The Lord of the Rings also benefits from the ways that it’s not like certain kinds of earlier romance. Another thing that people sometimes reduce The Lord of the Rings to is Aragorn’s story. But you’re repeatedly told, including by Aragorn himself, that it’s not principally Aragorn’s story: it’s Frodo’s story. It’s the story of the hobbits. Aragorn cannot win against Sauron. The only way you can win is through this weird subterfuge mission done by seemingly entirely unsuitable people. A lot of later fantasies end up bundling Aragorn and Frodo back into the same character in a far less interesting manner. It’s a book about needing a community to assemble, and that’s something that people sometimes neglect about it –  it’s about a coalition of diverse peoples coming together, perhaps to try and preserve the world the way they like it, or perhaps to try and make a better world.

It has such great set-pieces as well. I always come back to the terrible flowers by the bridge that Frodo and Sam encounter, the Watcher in the Water, the blindfolded journey into Lothlórien, the Barrow-wight scene… There are a lot of really great fantasy moments in The Lord of the Rings.

You mentioned people bundling Aragorn and Frodo together… There is a lot of criticism of fantasy that’s ‘derivative’ of The Lord of the Rings, but in An Introduction to Fantasy, you make the case – very convincingly – that iteration in fantasy is positive. What was the legacy of The Lord of the Rings for books that followed?

The books that take things up from The Lord of the Rings nearly always change them in various ways. It’s almost inevitable. I don’t believe there are many direct copies in the way that people sometimes suggest. The book that usually gets bashed for being a scene-for-scene imitation is Terry Brooks’s The Sword of Shannara. But The Sword of Shannara is half the length of The Lord of the Rings. If you compress the action like that, you’re making it into an adventure. And there are ways in which Brooks does more interesting things than Tolkien… Brooks doesn’t have wholly evil races, for example, in the way that Tolkien does. Even by that point, authors had picked up that that might not be the best route to go down. A lot of later writers have picked up various things from The Lord of the Rings while rejecting others.

There are a lot of positive things that people have drawn from The Lord of the Rings. It’s a resource that you can do all sorts of things with – I mean, it’s slightly disturbing that people love naming arms and surveillance companies after things from Lord of the Rings, for example – but it’s influential in all sorts of directions. But there are also bits of The Lord of the Rings that have been less drawn upon.
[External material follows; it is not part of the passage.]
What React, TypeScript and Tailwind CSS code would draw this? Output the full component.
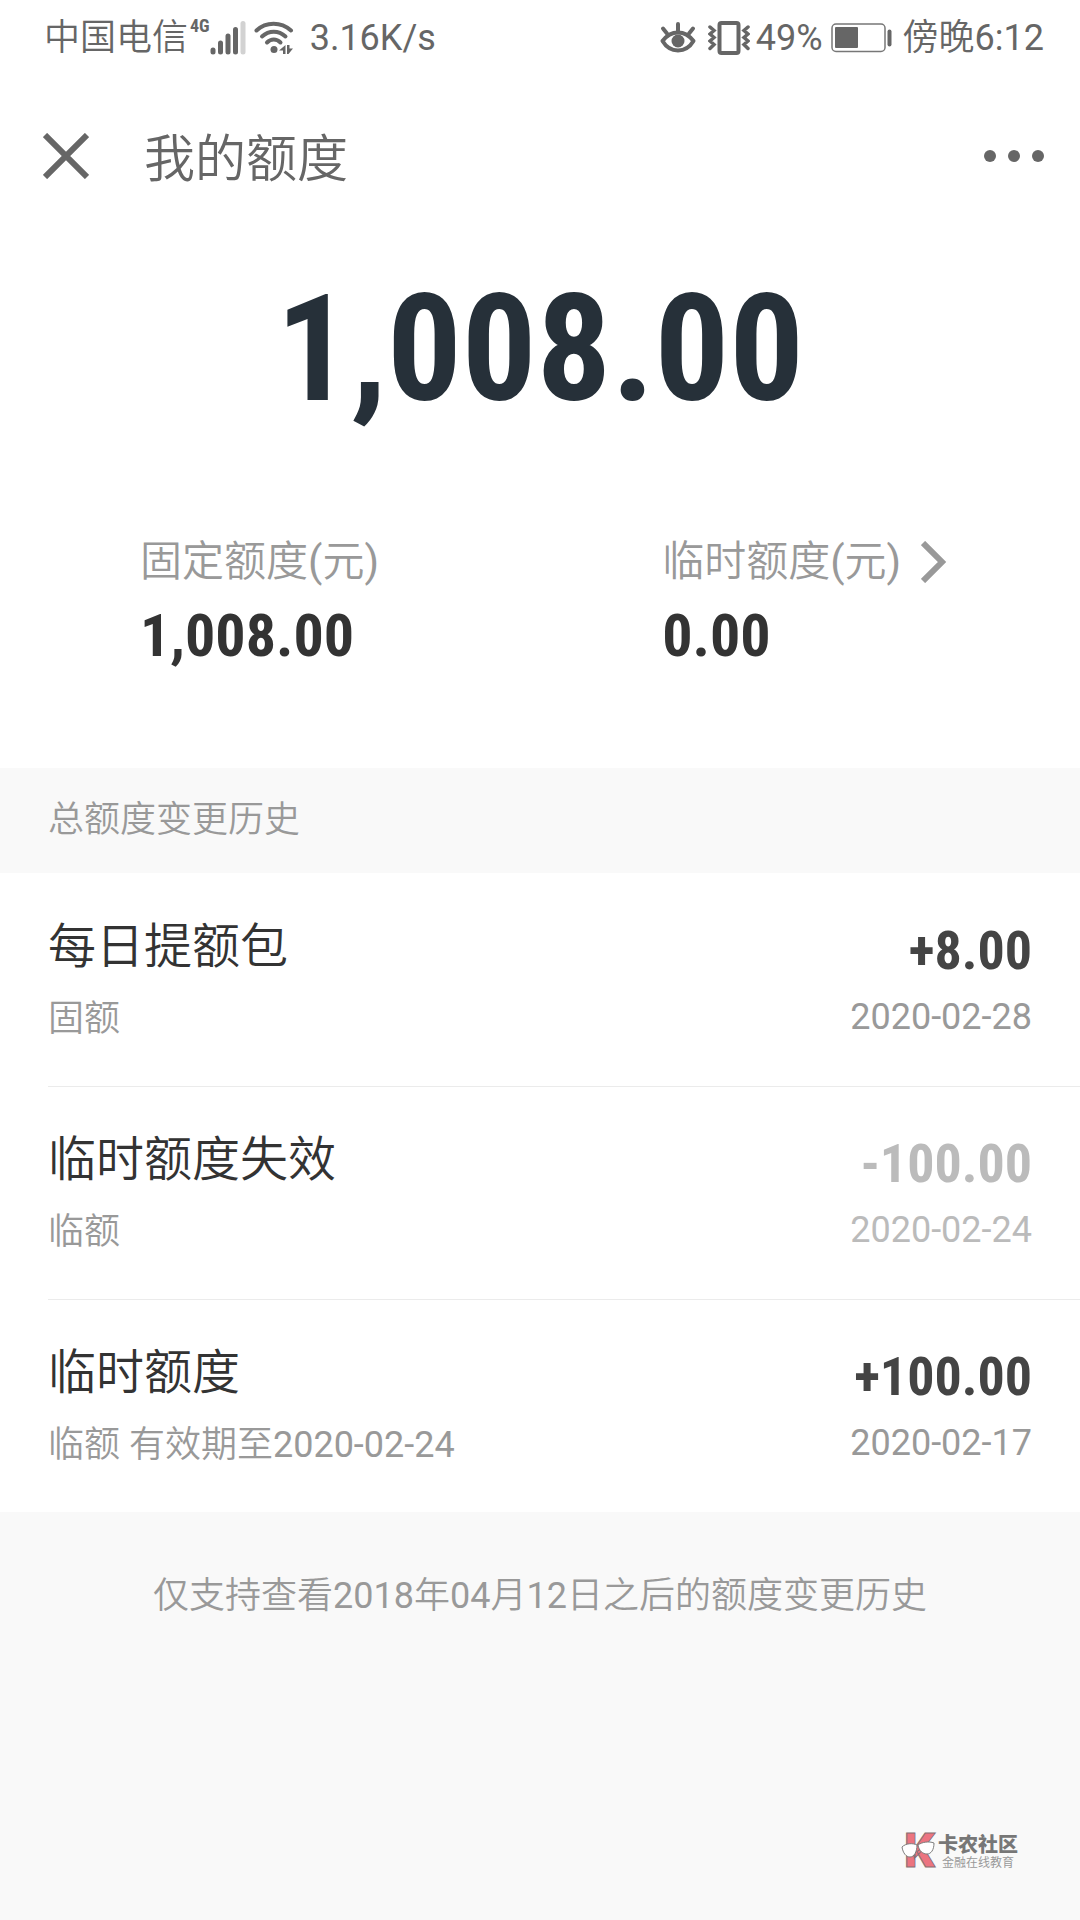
import React from 'react';

type Change = {
  title: string;
  note: string;
  amount: string;
  date: string;
  expired?: boolean;
};

const changes: Change[] = [
  { title: '每日提额包', note: '固额', amount: '+8.00', date: '2020-02-28' },
  { title: '临时额度失效', note: '临额', amount: '-100.00', date: '2020-02-24', expired: true },
  { title: '临时额度', note: '临额 有效期至2020-02-24', amount: '+100.00', date: '2020-02-17' },
];

const SignalIcon = () => (
  <svg className="h-[34px] w-[36px]" viewBox="0 0 36 34" strokeWidth={5} strokeLinecap="round" aria-hidden="true">
    <g stroke="#666666">
      <path d="M3 29v2" />
      <path d="M10.5 22v9" />
      <path d="M18 15v16" />
      <path d="M25.5 8.5v22.5" />
    </g>
    <path d="M33 2.5v28.5" stroke="#d2d2d2" />
  </svg>
);

const WifiIcon = () => (
  <svg className="h-[34px] w-[40px]" viewBox="0 0 40 34" fill="none" aria-hidden="true">
    <g stroke="#666666" strokeWidth={4} strokeLinecap="round">
      <path d="M2.5 9.5C12 .5 27 .5 37 9.5" />
      <path d="M8 15.5C15 9 24.5 9 31.5 15.5" />
      <path d="M13 21.5C17 17.5 22.5 17.5 26.5 21.5" />
    </g>
    <g fill="#666666">
      <circle cx="20" cy="28.5" r="3.5" />
      <path d="M31.5 24v9H29v-3.5h-4z" />
      <path d="M33 24v9h1.5l4.500-5.500h-3.500V24z" />
    </g>
  </svg>
);

const EyeIcon = () => (
  <svg className="h-[34px] w-[36px]" viewBox="0 0 36 34" fill="none" stroke="#666666" strokeLinecap="round" aria-hidden="true">
    <path d="M2.5 20C11 8.5 25 8.5 33.5 20C26 32.5 10 32.5 2.5 20z" strokeWidth={4} strokeLinejoin="round" />
    <path d="M18 3v7M3 7.5l4 5M33 7.5l-4 5" strokeWidth={4} />
    <circle cx="18" cy="20" r="6.5" fill="#666666" stroke="none" />
  </svg>
);

const VibrateIcon = () => (
  <svg className="h-[34px] w-[42px]" viewBox="0 0 42 34" fill="none" stroke="#666666" aria-hidden="true">
    <rect x="11.5" y="2" width="19" height="30" rx="2" strokeWidth={4} />
    <path
      d="M2 6l4 3.5-4 3.5 4 3.5-4 3.5 4 3.5-4 4M40 6l-4 3.5 4 3.5-4 3.5 4 3.5-4 3.5 4 4"
      strokeWidth={3.5}
      strokeLinecap="round"
    />
  </svg>
);

const BatteryIcon = () => (
  <svg className="h-[30px] w-[62px]" viewBox="0 0 62 30" aria-hidden="true">
    <rect x="1" y="1" width="53" height="27.5" rx="4" fill="none" stroke="#777777" strokeWidth={1.5} />
    <rect x="4" y="4" width="23" height="21" rx="1" fill="#666666" />
    <rect x="56.5" y="6.5" width="4" height="17" rx="2" fill="#666666" />
  </svg>
);

const StatusBar = () => (
  <div className="flex h-[76px] items-center justify-between pr-9 pl-11 text-4xl text-[#666666]">
    <div className="flex items-center">
      <span>中国电信</span>
      <span className="ml-0.5 self-start font-['Roboto_Condensed',Roboto,sans-serif] text-lg leading-4 font-bold">4G</span>
      <SignalIcon />
      <span className="mr-4 ml-2">
        <WifiIcon />
      </span>
      <span>3.16K/s</span>
    </div>
    <div className="flex items-center">
      <EyeIcon />
      <span className="mr-1.5 ml-3">
        <VibrateIcon />
      </span>
      <span>49%</span>
      <span className="mr-2.5 ml-2">
        <BatteryIcon />
      </span>
      <span>傍晚6:12</span>
    </div>
  </div>
);

const Watermark = () => (
  <div className="flex items-center font-['Noto_Sans_CJK_SC',sans-serif] text-[#999999]">
    <svg className="h-[60px] w-[37px]" viewBox="0 0 37 60" aria-hidden="true">
      <text x="3" y="47" fontFamily="Roboto, sans-serif" fontWeight="900" fontSize="48" fill="#ec7480" stroke="#857073" strokeWidth="1">
        K
      </text>
      <g fill="#ffffff" stroke="#7d7d7d" strokeWidth="1">
        <path d="M1 27c4-4 11-4 15-2 0 7-3 12-7 12s-7-4-8-10z" />
        <path d="M17 25c4-3 11-4 16-2 0 7-3 11-7 11s-8-3-9-9z" />
      </g>
    </svg>
    <div>
      <p className="text-xl leading-6 font-black text-[#777777]">卡农社区</p>
      <p className="pl-1 text-xs leading-3">金融在线教育</p>
    </div>
  </div>
);

const App: React.FC = () => {
  return (
    <div className="flex min-h-screen flex-col bg-[#f9f9f9] font-[Roboto,'Noto_Sans_CJK_SC_DemiLight','Noto_Sans_CJK_SC',sans-serif]">
      <div className="bg-white">
        <StatusBar />

        {/* Title bar */}
        <header className="flex h-40 items-center justify-between pr-9 pl-[43px] text-[#666666]">
          <div className="flex items-center">
            <button type="button" aria-label="关闭">
              <svg className="size-[46px]" viewBox="0 0 46 46" stroke="currentColor" strokeWidth={6}>
                <path d="M2 2l42 42M44 2L2 44" />
              </svg>
            </button>
            <h1 className="ml-[55px] pt-2 text-[51px] leading-[60px]">我的额度</h1>
          </div>
          <button type="button" aria-label="更多">
            <svg className="h-3 w-[60px]" viewBox="0 0 60 12" fill="currentColor">
              <circle cx="6" cy="6" r="6" />
              <circle cx="30" cy="6" r="6" />
              <circle cx="54" cy="6" r="6" />
            </svg>
          </button>
        </header>

        {/* Total limit */}
        <p className="pt-[34px] text-center font-['Roboto_Condensed',Roboto,sans-serif] text-[148px] leading-[160px] font-bold text-[#263039]">
          1,008.00
        </p>

        <div className="grid grid-cols-[5fr_4fr] pt-[106px] pb-[100px] pl-[140px]">
          <div>
            <p className="text-[42px] leading-[52px] text-[#999999]">固定额度(元)</p>
            <p className="mt-4 font-['Roboto_Condensed',Roboto,sans-serif] text-[60px] leading-[64px] font-bold text-[#333333]">
              1,008.00
            </p>
          </div>
          <div>
            <a href="#temporary" className="flex items-center text-[42px] leading-[52px] text-[#999999]">
              临时额度(元)
              <svg className="ml-5 h-[42px] w-[26px]" viewBox="0 0 26 42" fill="none" stroke="currentColor" strokeWidth={6}>
                <path d="M2 2l19 19L2 40" />
              </svg>
            </a>
            <p className="mt-4 font-['Roboto_Condensed',Roboto,sans-serif] text-[60px] leading-[64px] font-bold text-[#333333]">
              0.00
            </p>
          </div>
        </div>
      </div>

      <h2 className="px-12 py-7 text-4xl leading-[49px] text-[#999999]">总额度变更历史</h2>

      {/* Change history */}
      <ul className="bg-white pt-px pl-12">
        {changes.map((item) => (
          <li
            key={item.date}
            className="flex justify-between border-b border-[#ebebeb] pt-[43px] pr-12 pb-[43px] last:border-b-0"
          >
            <div>
              <p className="text-5xl leading-[60px] text-[#333333]">{item.title}</p>
              <p className="mt-[18px] text-4xl leading-[48px] text-[#999999]">{item.note}</p>
            </div>
            <div className={`text-right ${item.expired ? 'text-[#bbbbbb]' : 'text-[#999999]'}`}>
              <p
                className={`font-['Roboto_Condensed',Roboto,sans-serif] text-[54px] leading-[68px] font-bold ${
                  item.expired ? '' : 'text-[#444444]'
                }`}
              >
                {item.amount}
              </p>
              <p className="mt-2 text-4xl leading-[48px]">{item.date}</p>
            </div>
          </li>
        ))}
      </ul>

      <p className="pt-[60px] text-center text-4xl leading-[48px] text-[#999999]">
        仅支持查看2018年04月12日之后的额度变更历史
      </p>

      <footer className="mt-auto flex justify-end pr-[62px] pb-10">
        <Watermark />
      </footer>
    </div>
  );
};

export default App;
There’s still a lot there that can be used or productively questioned.

It’s created a space for fantasy on bookshelves, but it doesn’t determine everything that can be done in that space. The space it’s opened up is facilitative. I think people could probably do with paying a bit less attention to The Lord of the Rings and a bit more attention to the interesting things that other fantasy writers are doing. But, still, The Lord of the Rings is pretty great, and I don’t think it’s a problem that people build substantial parts of their lives around it. The fact that people find so much in it is a testament to that enabling aspect of its classic status.

There are also a lot of great fantasy writers who don’t like The Lord of the Rings very much and who’ve picked other touchstones. We’ll talk about Mervyn Peake later. One of the reasons I put Peake on the list is that he’s often held up by people who don’t like Tolkien very much as an alternative fountain for fantasy to flow from.

I really enjoyed the defence of iteration in your book.

There’s an assumption that people have inherited from Romanticism that good literary work is made by geniuses doing things that people have never done before. But people are always using existing resources. No one invents language or culture from the ground up when they start writing. A nicer way to think about culture is that we have a common stock of stuff that we’re interested in, that we agree is good, but that we’re also prepared to critique: a toolbox that we take things out of so we can modify them and put them back. We’re able to make old stories and tropes do things that they weren’t doing before, making them new and fresh again. And I think fantasy is the genre that most clearly models that. Perhaps fairy stories are the obvious example: people pick up a fairy story and think, “What about this character who’s been pushed to the side?”, or, “I don’t really like the passivity of this character. Let’s write it with them doing a bit more…”, or, “This character resonates with this experience that I have with my sexuality, or with neurodivergence, or something else… Let’s take the story and play with that”. So stories become facilitative means of talking about our lives, rather than closed systems that you can only look at and say, “Oh, that’s great, but I could never do something like that.” I think the best thing about fantasy is that it teaches you how to construct fantasies of your own, empowering you to tell your own stories.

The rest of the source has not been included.